(Instructions to follow): Transcribe all of the material exactly, except for its pictures.

# # # # # # #

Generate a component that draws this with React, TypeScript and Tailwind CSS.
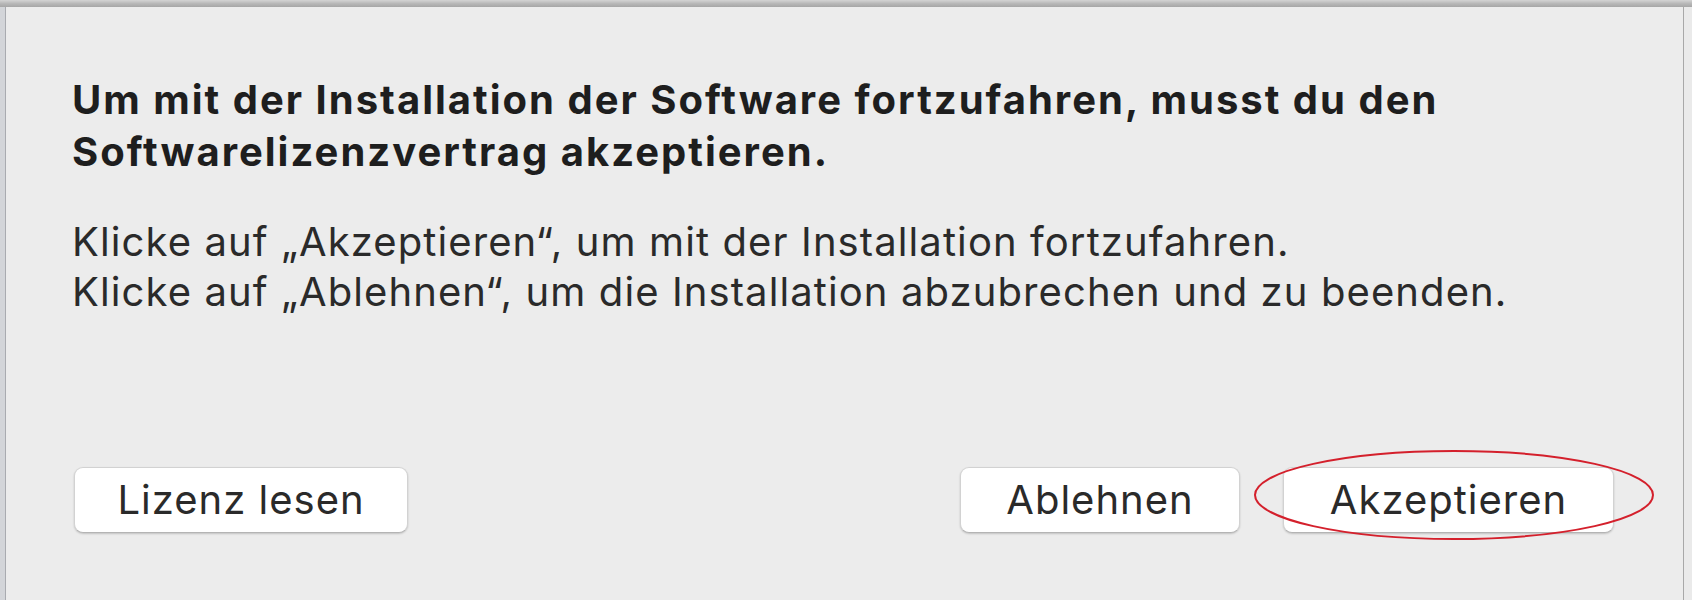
import React from "react";

function Btn({ label, w }: { label: string; w: string }) {
  return (
    <div
      className={`${w} h-[66px] flex items-center justify-center rounded-[9px] bg-white border border-[#d2d2d2] border-b-[#b4b4b4] shadow-[0_1px_2px_rgba(0,0,0,0.18)] text-[40px] tracking-[1px] text-[#2a2a2a] leading-none`}
    >
      {label}
    </div>
  );
}

export default function App() {
  return (
    <div
      className="w-[1692px] h-[600px] flex flex-col overflow-hidden bg-[#ececec]"
      style={{ fontFamily: "Inter, 'Noto Sans', sans-serif" }}
    >
      <div className="h-[7px] shrink-0 bg-gradient-to-b from-[#d4d4d4] via-[#b8b8b8] to-[#a6a6a6]" />
      <div className="flex flex-1 min-h-0">
        <div className="w-[6px] shrink-0 bg-[#d3d5d9] border-r border-[#a9abb0]" />
        <div className="relative flex-1 flex flex-col bg-[#ececec] pl-[66px] pr-[69px] pt-[67px] pb-[67px]">
          <div className="text-[40px] leading-[52px] font-bold tracking-[2px] text-[#1e1e1e] whitespace-nowrap">
            Um mit der Installation der Software fortzufahren, musst du den
            <br />
            Softwarelizenzvertrag akzeptieren.
          </div>
          <div className="mt-[39px] text-[40px] leading-[50px] tracking-[1.1px] text-[#2a2a2a] whitespace-nowrap">
            Klicke auf „Akzeptieren“, um mit der Installation fortzufahren.
            <br />
            Klicke auf „Ablehnen“, um die Installation abzubrechen und zu beenden.
          </div>
          <div className="mt-auto flex items-center justify-between pl-[2px]">
            <Btn label="Lizenz lesen" w="w-[334px]" />
            <div className="flex items-center gap-[43px]">
              <Btn label="Ablehnen" w="w-[280px]" />
              <Btn label="Akzeptieren" w="w-[331px]" />
            </div>
          </div>
          <svg
            className="absolute left-[1246px] top-[443px] pointer-events-none"
            width="404"
            height="94"
            viewBox="0 0 404 94"
          >
            <ellipse cx="202" cy="45" rx="199" ry="44" fill="none" stroke="#d4202c" strokeWidth="2" />
          </svg>
        </div>
        <div className="w-[9px] shrink-0 bg-[#eaeaea] border-l border-[#a8a8a8]" />
      </div>
    </div>
  );
}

# # # # # # #

(Final result):
Generate a component that draws this with React, TypeScript and Tailwind CSS.
import React from "react";

function Btn({ label, w }: { label: string; w: string }) {
  return (
    <div
      className={`${w} h-[66px] flex items-center justify-center rounded-[9px] bg-white border border-[#d2d2d2] border-b-[#b4b4b4] shadow-[0_1px_2px_rgba(0,0,0,0.18)] text-[40px] tracking-[1px] text-[#2a2a2a] leading-none`}
    >
      {label}
    </div>
  );
}

export default function App() {
  return (
    <div
      className="w-[1692px] h-[600px] flex flex-col overflow-hidden bg-[#ececec]"
      style={{ fontFamily: "Inter, 'Noto Sans', sans-serif" }}
    >
      <div className="h-[7px] shrink-0 bg-gradient-to-b from-[#d4d4d4] via-[#b8b8b8] to-[#a6a6a6]" />
      <div className="flex flex-1 min-h-0">
        <div className="w-[6px] shrink-0 bg-[#d3d5d9] border-r border-[#a9abb0]" />
        <div className="relative flex-1 flex flex-col bg-[#ececec] pl-[66px] pr-[69px] pt-[67px] pb-[67px]">
          <div className="text-[40px] leading-[52px] font-bold tracking-[2px] text-[#1e1e1e] whitespace-nowrap">
            Um mit der Installation der Software fortzufahren, musst du den
            <br />
            Softwarelizenzvertrag akzeptieren.
          </div>
          <div className="mt-[39px] text-[40px] leading-[50px] tracking-[1.1px] text-[#2a2a2a] whitespace-nowrap">
            Klicke auf „Akzeptieren“, um mit der Installation fortzufahren.
            <br />
            Klicke auf „Ablehnen“, um die Installation abzubrechen und zu beenden.
          </div>
          <div className="mt-auto flex items-center justify-between pl-[2px]">
            <Btn label="Lizenz lesen" w="w-[334px]" />
            <div className="flex items-center gap-[43px]">
              <Btn label="Ablehnen" w="w-[280px]" />
              <Btn label="Akzeptieren" w="w-[331px]" />
            </div>
          </div>
          <svg
            className="absolute left-[1246px] top-[443px] pointer-events-none"
            width="404"
            height="94"
            viewBox="0 0 404 94"
          >
            <ellipse cx="202" cy="45" rx="199" ry="44" fill="none" stroke="#d4202c" strokeWidth="2" />
          </svg>
        </div>
        <div className="w-[9px] shrink-0 bg-[#eaeaea] border-l border-[#a8a8a8]" />
      </div>
    </div>
  );
}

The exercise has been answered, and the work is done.